Se trata en buena medida de un libro vivo porque está tejido al calor de la pregunta, la respuesta y la interpelación; y su obvio ritmo desigual. Es verdad que algunas de las preguntas que jalonaron las reflexiones de don Alejandro pudieron haber explorado más su novedosa incursión en la filosofía de la vida, o sacado más provecho a su visión crítica sobre el holismo y su relación con los desarrollos actuales sobre la complejidad causal reticular, que sustituyó la jerarquización mecanisita de una realidad dividida en elementos centrales, derivados y tangenciales.

Lo cierto es que el joven filósofo profesional encontrará en Caminos de la filosofía un provocador interlocutor que sin ánimos de servir de guía, le participará generosamente del arduo trabajo que es desbrozar el pensamiento occidental para quedarse con las preguntas pertinentes, esas que permiten seguir preguntando porque responden a la admiración, más que a la fascinación paralizante de la que habla Leonardo Polo.

Quien haya, en cambio, transitado y consumido ya y con provecho unos buenos años de carrera filosófica, encontrará en este texto confidencias en las que seguramente se reflejará, como es natural cuando se emprende la revisión de una trayectoria de la que no se sabía qué camino tomaría, a juzgar por las motivaciones que le dieron origen.

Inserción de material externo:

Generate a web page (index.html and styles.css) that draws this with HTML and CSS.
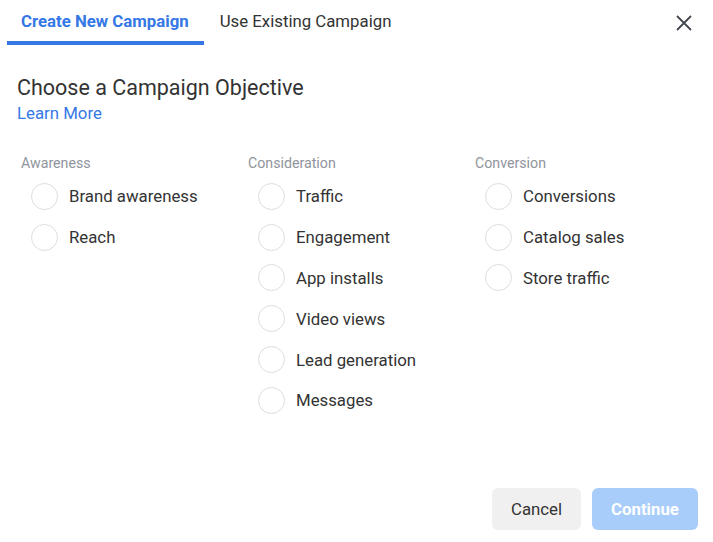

En cualquier caso, para quienes rinden latría al acartonamiento del scholar, o para los partidarios del relativismo mediático de relumbrón; para quienes buscan respuestas a la superación de la metafísica, o quienes simplemente intentan aclararse de dónde procede y hacia dónde viaja la ruta de la filosofía occidental viva, la lectura de Caminos de la filosofía no sólo aparece como una lectura de singular provecho, sino de obligatoria necesidad.